Concordat under a microscope
Yet according to Ugaz, the controversies involving the SCV prompted the state Attorney General’s Office to open an investigation in 2015 into “the entire economic movement” of the SCV.
“It’s a big slap in the face to the Peruvian Episcopal Conference that they’ve let everything happen, and that there have been these archbishops who haven’t done absolutely anything.
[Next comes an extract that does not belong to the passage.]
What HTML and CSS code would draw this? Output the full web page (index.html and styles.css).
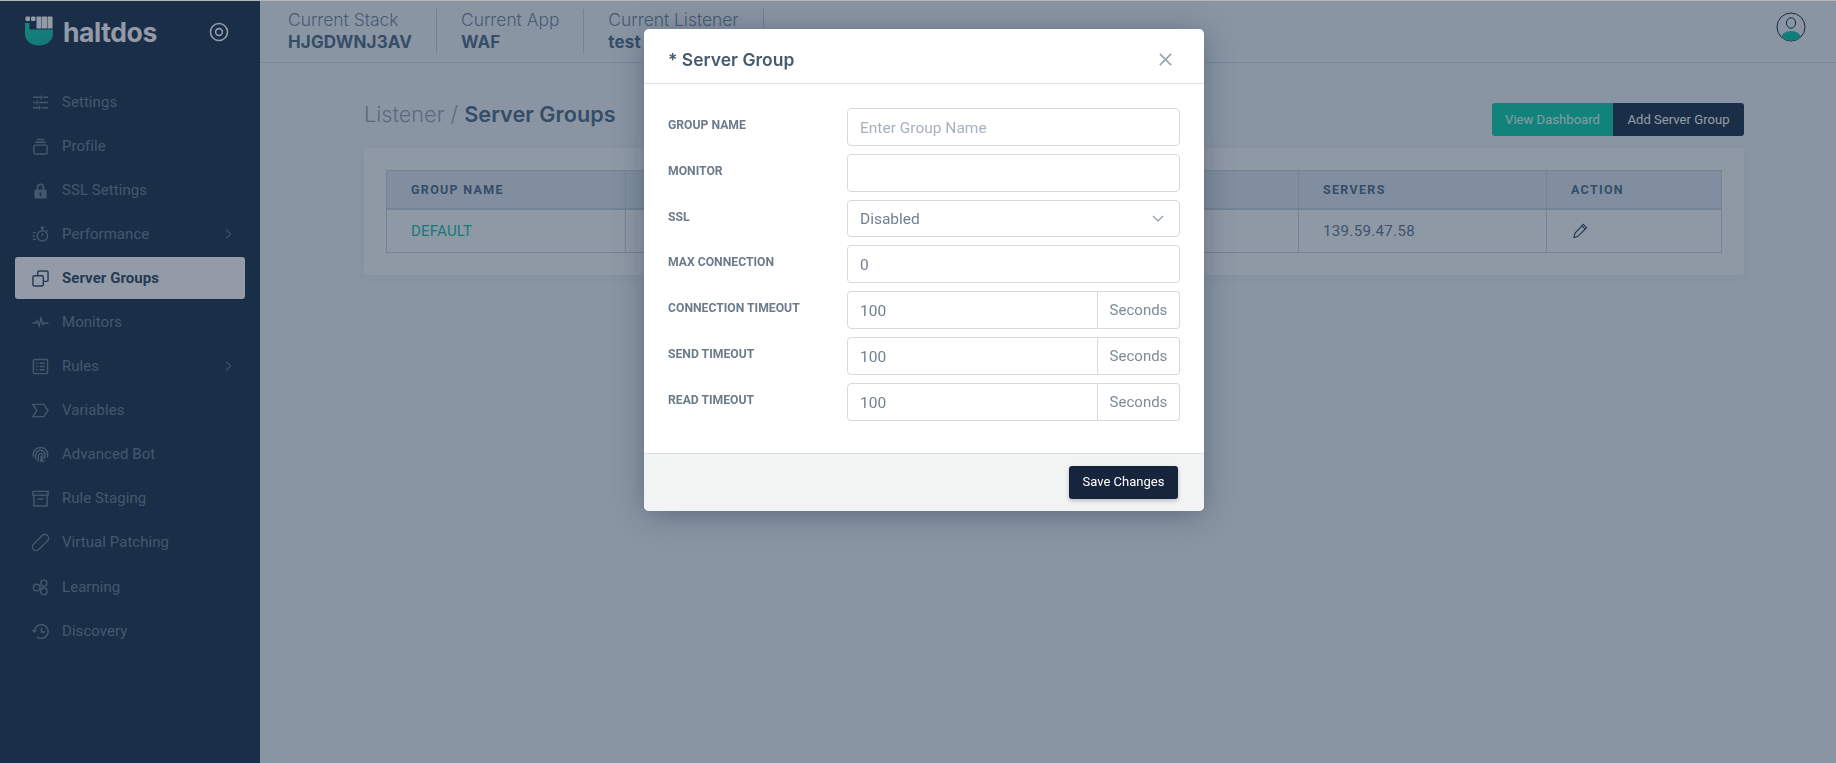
FILE: index.html
```html
<!DOCTYPE html>
<html lang="en">
<head>
<meta charset="utf-8">
<title>Server Groups</title>
<link rel="stylesheet" href="styles.css">
</head>
<body>
<div class="app">
  <aside class="sidebar">
    <div class="brand">
      <svg class="brand-mark" viewBox="0 0 28 30" aria-hidden="true">
        <defs><linearGradient id="lg" x1="0" y1="0" x2="1" y2="1"><stop offset="0" stop-color="#12d8b0"/><stop offset="1" stop-color="#08b8a0"/></linearGradient></defs>
        <path fill="url(#lg)" d="M0 7h4.500v6.500H28V18c0 7-7 11.500-14 11.500S0 25 0 18z"/>
        <rect x=".5" y=".5" width="4.500" height="4.500" rx="1" fill="#fff"/><rect x="6" y=".5" width="4.500" height="4.500" rx="1" fill="#fff"/><rect x="11.500" y=".5" width="5" height="12" rx=".6" fill="#fff"/><rect x="17" y=".5" width="5" height="12" rx=".6" fill="#fff"/><rect x="22.500" y=".5" width="5" height="12" rx=".6" fill="#fff"/>
      </svg>
      <span class="brand-name">haltdos</span>
      <svg class="brand-target" viewBox="0 0 20 20" aria-hidden="true"><circle cx="10" cy="10" r="8.500" fill="none" stroke="#fff" stroke-width="1.600"/><circle cx="10" cy="10" r="3.400" fill="none" stroke="#fff" stroke-width="1.600"/></svg>
    </div>
    <nav class="menu">
      <a class="item"><svg class="ic" viewBox="0 0 18 18"><path d="M1 3.500h8M12 3.500h5M1 9h3M7 9h10M1 14.500h6M10 14.500h7M10 1.500v4M5.500 7v4M8 12.500v4"/></svg><span>Settings</span></a>
      <a class="item"><svg class="ic" viewBox="0 0 18 18"><path d="M5 1.500h8M3.500 4.500h11"/><rect x="2" y="7.500" width="14" height="9.500" rx="1.500"/></svg><span>Profile</span></a>
      <a class="item"><svg class="ic" viewBox="0 0 18 18"><path class="solid" d="M5 8V5.500a4 4 0 0 1 8 0V8h1c.8 0 1.500.7 1.500 1.500V16c0 .8-.7 1.500-1.500 1.500H4c-.8 0-1.500-.7-1.500-1.500V9.500C2.500 8.700 3.200 8 4 8zm1.800 0h4.400V5.500a2.200 2.200 0 0 0-4.400 0zM9 11a1.300 1.300 0 0 0-.6 2.400V15h1.200v-1.600A1.300 1.300 0 0 0 9 11z"/></svg><span>SSL Settings</span></a>
      <a class="item"><svg class="ic" viewBox="0 0 18 18"><circle cx="11" cy="10.500" r="5.500"/><path d="M11 2v3M9 1.500h4M11 8v2.500M1 7h3M0.500 10.500h2.500M1 14h3M15.500 4.500l1 1"/></svg><span>Performance</span><svg class="chev" viewBox="0 0 8 12"><path d="M1.500 1l5 5-5 5"/></svg></a>
      <a class="item active"><svg class="ic" viewBox="0 0 18 18"><rect x="1" y="6" width="11" height="11" rx="1.500"/><path d="M6 6V2.500C6 1.700 6.700 1 7.500 1h8c.8 0 1.500.7 1.500 1.500v8c0 .8-.7 1.500-1.500 1.500H12"/></svg><span>Server Groups</span></a>
      <a class="item"><svg class="ic" viewBox="0 0 18 18"><path d="M.5 9.500h3.500l1.500-2.500 2 5.500 2-8 2 6.500 1.200-1.500h4.800"/></svg><span>Monitors</span></a>
      <a class="item"><svg class="ic" viewBox="0 0 18 18"><rect x="1.500" y="1.500" width="15" height="15" rx="1.500"/><path d="M4.500 5.500h1.500M8 5.500h5.500M4.500 9h1.500M8 9h5.500M4.500 12.500h1.500M8 12.500h5.500"/></svg><span>Rules</span><svg class="chev" viewBox="0 0 8 12"><path d="M1.500 1l5 5-5 5"/></svg></a>
      <a class="item"><svg class="ic" viewBox="0 0 18 18"><path d="M1 2.500h11.500L17 9l-4.500 6.500H1L5 9z"/></svg><span>Variables</span></a>
      <a class="item"><svg class="ic" viewBox="0 0 18 18"><path d="M1.500 11.500C.5 5.500 4 1.500 9 1.500s8.500 4 7.500 10.500M4 14.500C3 8.500 5 4.500 9 4.500s5.500 3.500 4.500 9M6.800 16.500C5.800 11 7 7.500 9.300 7.500s2.300 3.500 1.500 9M9.500 10.500c.2 2 .1 4-.2 6.500M13 15.500l-.3 1.500"/></svg><span>Advanced Bot</span></a>
      <a class="item"><svg class="ic" viewBox="0 0 18 18"><rect x="1" y="1.500" width="16" height="4"/><path d="M2 5.500V17h14V5.500M6 9.500h6"/></svg><span>Rule Staging</span></a>
      <a class="item"><svg class="ic" viewBox="0 0 18 18"><rect x="-1.500" y="5" width="21" height="8" rx="4" transform="rotate(-45 9 9)"/><path d="M8 8l.1.1M10 8l.1.1M8 10l.1.100M10 10l.1.100"/></svg><span>Virtual Patching</span></a>
      <a class="item item-low"><svg class="ic" viewBox="0 0 18 18"><circle cx="5" cy="9" r="3.500"/><circle cx="12.500" cy="4.500" r="3.300"/><circle cx="12.500" cy="13" r="3.500"/></svg><span>Learning</span></a>
      <a class="item item-low"><svg class="ic" viewBox="0 0 18 18"><path d="M2.500 9A7.300 7.300 0 1 1 5 14.500M.5 7.500l2 2 2-2M10 5v4.500h4"/></svg><span>Discovery</span></a>
    </nav>
  </aside>
  <div class="main">
    <header class="topbar">
      <div class="crumb"><span class="crumb-label">Current Stack</span><strong class="crumb-value">HJGDWNJ3AV</strong></div>
      <div class="crumb"><span class="crumb-label">Current App</span><strong class="crumb-value">WAF</strong></div>
      <div class="crumb"><span class="crumb-label">Current Listener</span><strong class="crumb-value">test</strong></div>
      <svg class="avatar" viewBox="0 0 30 30" aria-hidden="true"><defs><clipPath id="av"><circle cx="15" cy="15" r="13.800"/></clipPath></defs><circle cx="15" cy="15" r="14" fill="none" stroke="#15263c" stroke-width="1"/><ellipse cx="15" cy="26" rx="10" ry="7" fill="#08c8a8" clip-path="url(#av)"/><ellipse cx="15" cy="11" rx="4.600" ry="5.200" fill="none" stroke="#15263c" stroke-width="1"/></svg>
    </header>
    <main class="content">
      <div class="title-row">
        <h1 class="title"><span class="title-light">Listener / </span>Server Groups</h1>
        <div class="actions"><button class="btn btn-teal">View Dashboard</button><button class="btn btn-navy">Add Server Group</button></div>
      </div>
      <section class="card">
        <table class="table">
          <thead><tr><th class="c1">Group Name</th><th class="c2"></th><th class="c3">Servers</th><th>Action</th></tr></thead>
          <tbody><tr><td class="link">DEFAULT</td><td></td><td>139.59.47.58</td><td><svg class="pencil" viewBox="0 0 16 16" aria-hidden="true"><path d="M11 1.500l3.500 3.500L5 14.500l-4 1 1-4.500zM9.500 3l3.500 3.500"/></svg></td></tr></tbody>
        </table>
      </section>
    </main>
  </div>
</div>
<div class="backdrop"></div>
<div class="modal">
  <div class="modal-head"><h2 class="modal-title">* Server Group</h2><svg class="close" viewBox="0 0 14 14" aria-hidden="true"><path d="M1 1l12 12M13 1L1 13"/></svg></div>
  <form class="modal-body">
    <label class="lbl">Group Name</label><input class="field" placeholder="Enter Group Name">
    <label class="lbl">Monitor</label><input class="field">
    <label class="lbl">SSL</label><div class="field select"><span>Disabled</span><svg class="caret" viewBox="0 0 12 8" aria-hidden="true"><path d="M1 1l5 5 5-5"/></svg></div>
    <label class="lbl">Max Connection</label><input class="field" value="0">
    <label class="lbl">Connection Timeout</label><div class="group"><input class="field" value="100"><span class="addon">Seconds</span></div>
    <label class="lbl">Send Timeout</label><div class="group"><input class="field" value="100"><span class="addon">Seconds</span></div>
    <label class="lbl">Read Timeout</label><div class="group"><input class="field" value="100"><span class="addon">Seconds</span></div>
  </form>
  <div class="modal-foot"><button class="btn-save">Save Changes</button></div>
</div>
</body>
</html>
```
FILE: styles.css
```css
* { box-sizing: border-box; }
html, body { margin: 0; height: 100%; overflow: hidden; }
body { font-family: Roboto, "Liberation Sans", sans-serif; background: #eef4f8; border-top: 1px solid #b6b6b6; }
.app { display: flex; height: 762px; }

.sidebar { width: 260px; flex: none; background: #1b2f47; }
.brand { display: flex; align-items: center; height: 62px; padding: 4px 0 0 25px; }
.brand-mark { width: 28px; height: 30px; flex: none; margin-top: -6px; }
.brand-name { margin-left: 10px; font: 700 26.500px/1 Inter, sans-serif; color: #fff; letter-spacing: -.4px; width: 146px; flex: none; margin-top: -4px; }
.brand-target { width: 20px; height: 20px; flex: none; margin-left: 0; margin-top: -4px; }
.menu { display: flex; flex-direction: column; gap: 2px; padding: 18px 15px 0; }
.item { display: flex; align-items: center; height: 42px; padding: 0 13px 0 17px; border-radius: 3px; color: #6a7e93; font-size: 15px; letter-spacing: .05px; }
.item-low { position: relative; top: 1px; }
.item span { margin-left: 13px; flex: 1; }
.ic { width: 17px; height: 17px; flex: none; fill: none; stroke: currentColor; stroke-width: 1.500; overflow: visible; }
.ic .solid { fill: currentColor; stroke: none; }
.chev { width: 7px; height: 12px; flex: none; fill: none; stroke: currentColor; stroke-width: 1.200; }
.active { background: #fff; color: #2c4563; font-weight: 700; }

.main { flex: 1; min-width: 0; display: flex; flex-direction: column; }
.topbar { display: flex; align-items: center; height: 62px; padding: 8px 0 10px 28px; border-bottom: 1px solid #cfd9e4; flex: none; }
.crumb { display: flex; flex-direction: column; height: 44px; padding-right: 24px; margin-right: 24px; border-right: 1px solid #c4ced9; }
.crumb-label { font: 300 17.400px/22px Inter, sans-serif; color: #6f859b; white-space: nowrap; }
.crumb-value { font: 700 17px/22px Inter, sans-serif; color: #4f6a86; letter-spacing: .12px; }
.avatar { width: 30px; height: 30px; margin-left: auto; margin-right: 30px; margin-top: -8px; }

.content { padding: 40px 92px 0 104px; }
.title-row { display: flex; justify-content: space-between; align-items: flex-start; height: 45px; }
.title { margin: -4px 0 0; font: 600 21.700px/30px Inter, sans-serif; color: #4f6a86; }
.title-light { font-weight: 300; color: #93a3b3; }
.actions { display: flex; }
.btn { height: 33px; border: 0; font: 400 13.100px/33px Roboto, sans-serif; color: #fff; padding: 0; }
.btn-teal { width: 121px; background: #09d1a9; border-radius: 3px 0 0 3px; color: #e8fffa; }
.btn-navy { width: 131px; background: #1b2f47; border-radius: 0 3px 3px 0; }
.card { background: #fafbfd; border-radius: 4px; padding: 22px; height: 127px; box-shadow: 0 2px 14px rgba(30,50,80,.06); }
.table { width: 1336px; border-collapse: collapse; table-layout: fixed; }
.table th, .table td { border: 1px solid #c5d1dd; padding: 0 0 0 24px; text-align: left; }
.table th { height: 38px; background: #dce6ef; border-bottom-width: 2px; font-size: 12.500px; letter-spacing: 1.300px; text-transform: uppercase; color: #4d6a88; font-weight: 700; }
.table td { height: 44px; font-size: 15px; color: #5d758c; letter-spacing: .35px; }
.c1 { width: 239px; }
.c2 { width: 673px; }
.c3 { width: 248px; }
.table td.link { color: #10bfa8; letter-spacing: .2px; }
.pencil { width: 15px; height: 15px; margin-left: 2px; fill: none; stroke: #28415e; stroke-width: 1.200; display: block; }

.backdrop { position: fixed; inset: 1px 0 0; background: rgba(27,47,71,.48); }
.modal { position: fixed; left: 644px; top: 29px; width: 560px; background: #fff; border-radius: 5px; overflow: hidden; box-shadow: 0 4px 30px rgba(15,30,50,.35); }
.modal-head { display: flex; align-items: center; justify-content: space-between; height: 55px; padding: 7px 32px 0 24px; border-bottom: 1px solid #dde1e4; }
.modal-title { margin: 0; font: 600 17.500px/1 Inter, sans-serif; color: #465a6f; }
.close { width: 13px; height: 13px; fill: none; stroke: #9aa9b6; stroke-width: 2; }
.modal-body { display: grid; grid-template-columns: 179px 333px; grid-auto-rows: 37.830px; row-gap: 8px; padding: 24px 24px 32px; }
.lbl { font-size: 12.200px; font-weight: 700; color: #6c7b8b; text-transform: uppercase; line-height: 35px; white-space: nowrap; }
.field { width: 100%; height: 100%; border: 1px solid #d6dade; border-radius: 4px; padding: 2px 12px 0; font: 400 15.500px Roboto, sans-serif; color: #718192; background: #fff; outline: 0; }
.field::placeholder { color: #a8b2bc; opacity: 1; }
.select { display: flex; align-items: center; justify-content: space-between; padding-top: 0; }
.caret { width: 12px; height: 8px; fill: none; stroke: #8b98a5; stroke-width: 1.200; margin-right: 3px; }
.group { display: flex; }
.group .field { flex: 1; min-width: 0; border-radius: 4px 0 0 4px; }
.addon { width: 82px; flex: none; border: 1px solid #d6dade; border-left: 0; border-radius: 0 4px 4px 0; font-size: 15px; line-height: 37px; text-align: center; color: #7d8b99; }
.modal-foot { display: flex; justify-content: flex-end; height: 58px; padding: 12px 26px 0 0; background: #f2f4f4; border-top: 1px solid #dbdfe1; }
.btn-save { width: 109px; height: 33px; border: 0; border-radius: 3px; padding: 0 0 2px; background: #17253c; color: #fff; font: 400 13px Roboto, sans-serif; box-shadow: 0 2px 4px rgba(20,30,50,.25); }
```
It’s very serious,” she said.
Ugaz voiced her belief that part of the reason Pope Francis sent Scicluna and Bertomeu to investigate the SCV is to put the concordat “in safekeeping, because the bad practices of the [SCV] put it at risk.”
In 2023, the Peruvian state prosecutor opened a preliminary inquiry into three SCV members for alleged money laundering with offshore companies established in Panama and the British Virgin Islands with the help of a law firm whose alleged illegal activity was revealed in the Pandora Papers in 2021.
Those companies include San Jose Investments, the now Denver-based Providential Inc., and Alma Minerals Limited, an SCV mining company located in the British Virgin Islands.
The SCV members being investigated include Luis Baertl Jourde, cousin of Father Jaime Baertl; Juan Carlos Len; and Carlos Neuenschwander.
Some observers believe that as a result of the financial allegations against the SCV and the risk those allegations have posed to the concordat between the Peru and the Holy See, the Vatican could potentially issue new legislation governing how Catholic orders and communities operate financially, and how they answer to Rome.
In comments to Crux, Calderon said the SCV “was entrusted with the administration of four cemetery missions of four different ecclesiastical jurisdictions until 2021, when they were closed.”
“They were perfectly constituted civilly and canonically,” he said, and, referring to the allegations of profiteering and sending money to offshore accounts, he said, “The surpluses of these missions were always applied to the benefit of the mission of the church inside and outside of Peru, so there was never an abuse of the concordat.”